Their concerns and the truth of their past existence are very real and very pressing, and encompass some traumatic emotional moments, but there is an imaginative luminosity to the story which means that even in the darkest moments, there is a sense that a rich, quirky imagination is at work here.
It means that The End of the World is Bigger Than Love is able to tackle some fairly weight, intense issues that on their own might be starkly and too painfully overwhelming without feeling as if it is disappearing into a place so intimidatingly dark that no one will want to accompany it.
The fact of the matter is that because of Bell’s gloriously well-executed mix of the fey and fantastic and the seriously grim, you happily read about all manner of terribly dark end of the world things, all of which, rather unsurprisingly, have great bearing on our world right now.

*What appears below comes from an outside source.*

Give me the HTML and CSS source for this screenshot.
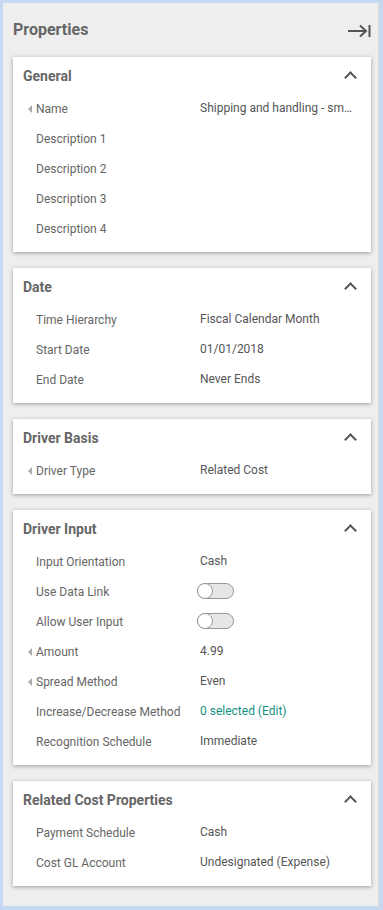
FILE: index.html
```html
<!DOCTYPE html>
<html lang="en">
<head>
    <meta charset="UTF-8">
    <meta name="viewport" content="width=device-width, initial-scale=1.0">
    <title>Properties</title>
    <link rel="stylesheet" href="styles.css">
</head>
<body>
    <div class="panel">
        <div class="panel-header">
            <h1>Properties</h1>
            <svg class="collapse-icon" width="24" height="14" viewBox="0 0 24 14">
                <path d="M1 7 H19 M13 1.5 L19 7 L13 12.5" fill="none" stroke="#555" stroke-width="2"/>
                <path d="M22.5 1 V13" stroke="#555" stroke-width="2"/>
            </svg>
        </div>

        <div class="card">
            <div class="card-header">
                <h2>General</h2>
                <span class="chevron"></span>
            </div>
            <div class="row"><span class="label has-arrow">Name</span><span class="value ellipsis">Shipping and handling - small items</span></div>
            <div class="row"><span class="label">Description 1</span><span class="value"></span></div>
            <div class="row"><span class="label">Description 2</span><span class="value"></span></div>
            <div class="row"><span class="label">Description 3</span><span class="value"></span></div>
            <div class="row"><span class="label">Description 4</span><span class="value"></span></div>
        </div>

        <div class="card">
            <div class="card-header">
                <h2>Date</h2>
                <span class="chevron"></span>
            </div>
            <div class="row"><span class="label">Time Hierarchy</span><span class="value">Fiscal Calendar Month</span></div>
            <div class="row"><span class="label">Start Date</span><span class="value">01/01/2018</span></div>
            <div class="row"><span class="label">End Date</span><span class="value">Never Ends</span></div>
        </div>

        <div class="card">
            <div class="card-header">
                <h2>Driver Basis</h2>
                <span class="chevron"></span>
            </div>
            <div class="row"><span class="label has-arrow">Driver Type</span><span class="value">Related Cost</span></div>
        </div>

        <div class="card">
            <div class="card-header">
                <h2>Driver Input</h2>
                <span class="chevron"></span>
            </div>
            <div class="row"><span class="label">Input Orientation</span><span class="value">Cash</span></div>
            <div class="row"><span class="label">Use Data Link</span><span class="value"><span class="toggle"></span></span></div>
            <div class="row"><span class="label">Allow User Input</span><span class="value"><span class="toggle"></span></span></div>
            <div class="row"><span class="label has-arrow">Amount</span><span class="value">4.99</span></div>
            <div class="row"><span class="label has-arrow">Spread Method</span><span class="value">Even</span></div>
            <div class="row"><span class="label">Increase/Decrease Method</span><span class="value link">0 selected (Edit)</span></div>
            <div class="row"><span class="label">Recognition Schedule</span><span class="value">Immediate</span></div>
        </div>

        <div class="card">
            <div class="card-header">
                <h2>Related Cost Properties</h2>
                <span class="chevron"></span>
            </div>
            <div class="row"><span class="label">Payment Schedule</span><span class="value">Cash</span></div>
            <div class="row"><span class="label">Cost GL Account</span><span class="value">Undesignated (Expense)</span></div>
        </div>
    </div>
</body>
</html>
```

FILE: styles.css
```css
/* page frame */
html, body {
    margin: 0;
    height: 100%;
}

body {
    background-color: #c6d9f1;
    padding: 3px 4px 4px 3px;
    box-sizing: border-box;
    font-family: Roboto, "Liberation Sans", sans-serif;
}

.panel {
    height: 100%;
    background-color: #eeeeee;
    border-right: 1px solid #dcdcdc;
    padding: 0 7px 0 10px;
    box-sizing: border-box;
    overflow: hidden;
}

/* panel title */
.panel-header {
    height: 54px;
    display: flex;
    align-items: center;
    justify-content: space-between;
    padding-bottom: 2px;
    box-sizing: border-box;
}

h1 {
    margin: 0;
    font-size: 16px;
    font-weight: bold;
    color: #666;
}

.collapse-icon {
    margin-top: 4px;
}

/* cards */
.card {
    background-color: #ffffff;
    box-shadow: 0 1px 4px rgba(0, 0, 0, 0.35);
    padding-bottom: 9px;
    margin-bottom: 16px;
}

.card-header {
    height: 36px;
    display: flex;
    align-items: center;
    justify-content: space-between;
    padding: 0 16px 0 10px;
}

h2 {
    margin: 0;
    padding-top: 2px;
    font-size: 14px;
    font-weight: bold;
    color: #666;
}

.chevron {
    width: 7px;
    height: 7px;
    border-left: 2px solid #555;
    border-top: 2px solid #555;
    transform: rotate(45deg);
    margin-top: 4px;
}

/* property rows */
.row {
    height: 30px;
    display: flex;
    align-items: center;
    font-size: 12px;
}

.label {
    width: 164px;
    padding-left: 23px;
    padding-top: 2px;
    color: #666;
    position: relative;
    white-space: nowrap;
}

.has-arrow::before {
    content: "";
    position: absolute;
    left: 15px;
    top: 50%;
    margin-top: -3px;
    border-top: 4px solid transparent;
    border-bottom: 4px solid transparent;
    border-right: 4px solid #aaa;
}

.value {
    flex: 1;
    color: #555;
    padding-right: 17px;
    white-space: nowrap;
    display: flex;
    align-items: center;
}

.ellipsis {
    display: block;
    overflow: hidden;
    text-overflow: ellipsis;
}

.link {
    color: #139182;
}

/* toggle switch (off) */
.toggle {
    width: 37px;
    height: 16px;
    border: 1px solid #999;
    border-radius: 9px;
    background-color: #e6e6e6;
    box-sizing: border-box;
    position: relative;
    margin-left: -3px;
}

.toggle::before {
    content: "";
    position: absolute;
    left: -1px;
    top: -1px;
    width: 16px;
    height: 16px;
    border: 1px solid #999;
    border-radius: 50%;
    background-color: #fff;
    box-sizing: border-box;
}
```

“I will say it again in case you missed it: the world had stopped turning, just like they say might happen in corny love songs if the lovers are ripped apart, and little did we know there were earthquakes rumbling all around the rest of the planet, like deeper hunger pangs, a blanket of fog was settling down on the top of the cold slabs of sea, like when you toss a doona up over your bed and it drifts down in perfect rumples that make you want to lie on top of it immediately.” (P. 109)
The world in which Summer and Winter begin their lives, and one which they have been told no longer exists.
But as The End of the World is Bigger Than Love moves magically and movingly on, and the sisters learn more about their past and the events that led them to this island, and discover their future may not be as limiting as they might have imagined, it begins to look as if the end of all things might not be quite as final as portrayed.
But that is a matter for an ending left to the reading; what matters now is how wonderfully well The End of the World is Bigger Than Love talks about love and connection and the sacrifice that emerges from them, or how grief, palpable, heartrending grief, can exist unspoken in the midst of a seemingly blissfully perfect albeit small world.
But nothing is ever perfect, not a person or a home or a past, present or future, and as Summer and Winter grapple with their manifest imperfections of their post-Edward lives and how nothing they believed or thought is as real as they had allowed themselves to believe, The End of the World is Bigger Than Love becomes increasingly ever more magical but ever more painfully real too, a merging of hope and loss that can’t feel to impact in real and far-reaching ways.
The key lesson of The End of the World is Bigger Than Love is that even at the end of the world, things are not what they seem, either because of deliberate deceit or necessarily protective self-delusion, and that painful though it may be hard to face up to the truth and cold, hard reality of the world, with the attendant, all consuming cost that entails, that it is ultimately the best and only way forward, changing everything as you take those first tremulous but unavoidable steps forward.